You might hear it today. You might hear it Saturday night. You might hear it next week. But you will most certainly hear it.

Bears GM Jerry Angelo will smile into the cameras, nod his head, and with complete arrogance say, “See, we were right. We are better on the offensive line.”

In other words, “We didn’t need Olin Kreutz. And, by the way, I told you so.”

Or, maybe it will be subtler, leaving you to read between the offensive lines.

You will definitely hear it by the end of the season — from Angelo or Lovie Smith — because it’s unlikely the Bears will allow 52 sacks again. It will be nearly impossible as long as Smith and Mike Tice keep Mike Martz from throwing Jay Cutler to the Lions — and Packers.

And, of course, anyone with a brain will know it’s not proof the Bears are better off without Kreutz.

It will be proof only that Tice is very good at this, and given time to make adjustments he will again make something out of nothing, provided he can find a competent center who grasps the offense, the offense maintains some balance and Cutler doesn’t have to drop back to Peoria.

While telling you how smart they were to let go of Kreutz, the Bears will also want you to forget that it wasn’t their idea to get rid of Kreutz, which stands directly in the way of their logic.

They did offer him $4 million, which sounds like something less than an invitation to leave, but in a game of who has the bigger yardstick, neither side would budge over a half-million bucks.

Did Kreutz overplay his hand? Obviously, because he’s not here any longer, but of all the times to do it Angelo picked this moment to prove he was in charge and wouldn’t be pushed around, after years of paying players like Brandon Manumaleuna $6 million to do precisely nothing.

An odd choice, to be sure.

To his credit, Angelo praised Kreutz and never said publicly what he could have, which is that Kreutz is not nearly the player he was five years ago, and that Kreutz has been overrated and overappreciated for years.

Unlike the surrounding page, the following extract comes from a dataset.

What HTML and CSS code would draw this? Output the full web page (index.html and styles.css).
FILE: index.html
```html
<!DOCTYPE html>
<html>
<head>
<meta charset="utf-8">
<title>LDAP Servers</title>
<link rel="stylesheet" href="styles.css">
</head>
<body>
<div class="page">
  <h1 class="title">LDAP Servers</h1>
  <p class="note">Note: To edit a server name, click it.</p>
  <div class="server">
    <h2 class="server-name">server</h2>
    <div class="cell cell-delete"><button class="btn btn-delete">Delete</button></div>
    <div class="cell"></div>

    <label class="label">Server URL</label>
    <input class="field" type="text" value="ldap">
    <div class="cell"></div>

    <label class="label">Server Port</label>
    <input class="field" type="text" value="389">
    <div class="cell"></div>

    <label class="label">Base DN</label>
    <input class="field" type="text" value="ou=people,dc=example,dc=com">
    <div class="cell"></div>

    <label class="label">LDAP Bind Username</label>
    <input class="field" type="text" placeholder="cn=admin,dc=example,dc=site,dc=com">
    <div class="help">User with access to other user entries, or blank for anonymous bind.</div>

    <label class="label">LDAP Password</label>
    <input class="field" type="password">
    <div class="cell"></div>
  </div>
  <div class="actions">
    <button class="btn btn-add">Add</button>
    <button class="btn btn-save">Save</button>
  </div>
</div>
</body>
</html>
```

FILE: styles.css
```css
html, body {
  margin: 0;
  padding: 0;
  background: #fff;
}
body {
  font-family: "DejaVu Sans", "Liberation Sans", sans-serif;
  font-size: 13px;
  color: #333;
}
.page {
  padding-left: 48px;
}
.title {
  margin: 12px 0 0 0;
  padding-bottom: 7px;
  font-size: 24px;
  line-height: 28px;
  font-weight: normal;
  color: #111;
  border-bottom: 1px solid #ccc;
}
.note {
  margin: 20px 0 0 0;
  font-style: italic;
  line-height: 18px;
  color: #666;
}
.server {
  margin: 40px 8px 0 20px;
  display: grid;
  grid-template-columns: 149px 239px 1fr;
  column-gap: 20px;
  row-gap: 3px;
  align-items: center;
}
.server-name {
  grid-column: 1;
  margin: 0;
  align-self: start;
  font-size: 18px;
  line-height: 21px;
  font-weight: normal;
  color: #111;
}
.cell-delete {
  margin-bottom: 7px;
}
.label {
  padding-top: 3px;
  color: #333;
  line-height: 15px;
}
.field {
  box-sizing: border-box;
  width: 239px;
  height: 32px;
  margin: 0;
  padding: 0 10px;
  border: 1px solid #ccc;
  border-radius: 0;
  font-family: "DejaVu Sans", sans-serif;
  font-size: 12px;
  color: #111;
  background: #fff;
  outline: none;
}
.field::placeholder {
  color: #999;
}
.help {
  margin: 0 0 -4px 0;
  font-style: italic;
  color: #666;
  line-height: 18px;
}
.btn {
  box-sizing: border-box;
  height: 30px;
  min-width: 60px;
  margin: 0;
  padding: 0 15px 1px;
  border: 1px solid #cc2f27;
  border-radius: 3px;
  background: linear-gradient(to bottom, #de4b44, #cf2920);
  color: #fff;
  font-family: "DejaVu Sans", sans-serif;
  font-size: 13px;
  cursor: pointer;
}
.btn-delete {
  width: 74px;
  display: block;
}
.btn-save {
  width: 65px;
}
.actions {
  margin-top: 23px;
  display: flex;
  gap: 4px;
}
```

Nevertheless, the Bears — because they have not developed another center — were in a horrible spot and should have given in, knowing they now take a terrible line and subtract the best lineman.

Angelo has every right to pay a guy what he thinks is right, but sometimes you have to overpay when you’ve boxed yourself into a painful corner and have no leverage, and that’s exactly where the Bears were with Kreutz.

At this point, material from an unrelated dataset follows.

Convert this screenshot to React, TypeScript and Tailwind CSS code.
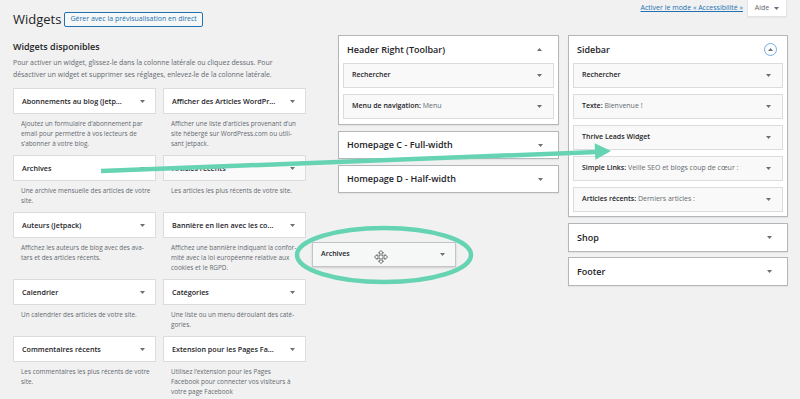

There’s fault on both sides here, but the Bears had much more to lose than did Kreutz.

Ultimately, the Bears will say — and some fans already believe this — that Kreutz couldn’t have been that good if the Bears’ offensive line was that bad in 2010.

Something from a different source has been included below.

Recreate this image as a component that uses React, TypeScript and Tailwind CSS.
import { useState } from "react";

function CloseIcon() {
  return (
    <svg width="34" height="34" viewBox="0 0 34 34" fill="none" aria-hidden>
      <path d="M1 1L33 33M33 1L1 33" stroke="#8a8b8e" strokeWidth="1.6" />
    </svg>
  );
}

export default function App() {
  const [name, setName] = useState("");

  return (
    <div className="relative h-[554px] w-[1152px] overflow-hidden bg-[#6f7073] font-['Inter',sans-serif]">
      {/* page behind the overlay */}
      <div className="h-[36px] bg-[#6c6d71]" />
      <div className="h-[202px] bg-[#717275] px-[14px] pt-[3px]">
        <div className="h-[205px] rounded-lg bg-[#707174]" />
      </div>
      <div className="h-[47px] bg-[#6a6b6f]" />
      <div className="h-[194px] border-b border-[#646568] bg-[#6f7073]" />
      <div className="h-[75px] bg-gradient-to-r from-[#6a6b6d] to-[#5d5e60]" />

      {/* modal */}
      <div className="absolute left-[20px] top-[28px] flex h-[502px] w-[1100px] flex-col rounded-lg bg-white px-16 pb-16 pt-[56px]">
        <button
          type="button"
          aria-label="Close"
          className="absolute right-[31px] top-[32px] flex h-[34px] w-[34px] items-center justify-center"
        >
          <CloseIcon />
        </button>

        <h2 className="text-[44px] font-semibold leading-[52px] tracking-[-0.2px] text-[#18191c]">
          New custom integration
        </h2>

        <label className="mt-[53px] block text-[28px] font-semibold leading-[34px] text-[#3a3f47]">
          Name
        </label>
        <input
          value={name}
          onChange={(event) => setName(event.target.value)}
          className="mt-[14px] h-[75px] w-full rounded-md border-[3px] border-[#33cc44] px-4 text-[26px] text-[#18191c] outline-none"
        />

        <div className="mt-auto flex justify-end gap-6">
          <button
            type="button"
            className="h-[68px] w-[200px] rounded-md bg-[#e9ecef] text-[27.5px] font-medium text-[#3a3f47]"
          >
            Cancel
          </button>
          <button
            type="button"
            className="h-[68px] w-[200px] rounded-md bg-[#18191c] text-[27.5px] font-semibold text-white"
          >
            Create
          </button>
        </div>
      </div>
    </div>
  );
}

This is the same brilliant reasoning that leads one to say Tice can’t be that smart if the line was historically bad.

And these arguments are similarly idiotic.

If Tice hadn’t made constant adjustments, and Kreutz hadn’t managed to help some of his mates get their assignments occasionally correct, the line would have been even worse.

You got that. Without the genius of Tice and the glue of Kreutz, it would have been even worse.

Yeah, that’s right, Cutler would have had oatmeal on the brain — and for breakfast through a straw.

Thing is, the Bears’ version of history, not to mention reality, is so often revised as to induce hallucinations, so prepare yourself for some classic Bearspeak.

You will hear it. You might even hear it by halftime Saturday, so if such duplicity makes you queasy, consider going light for dinner.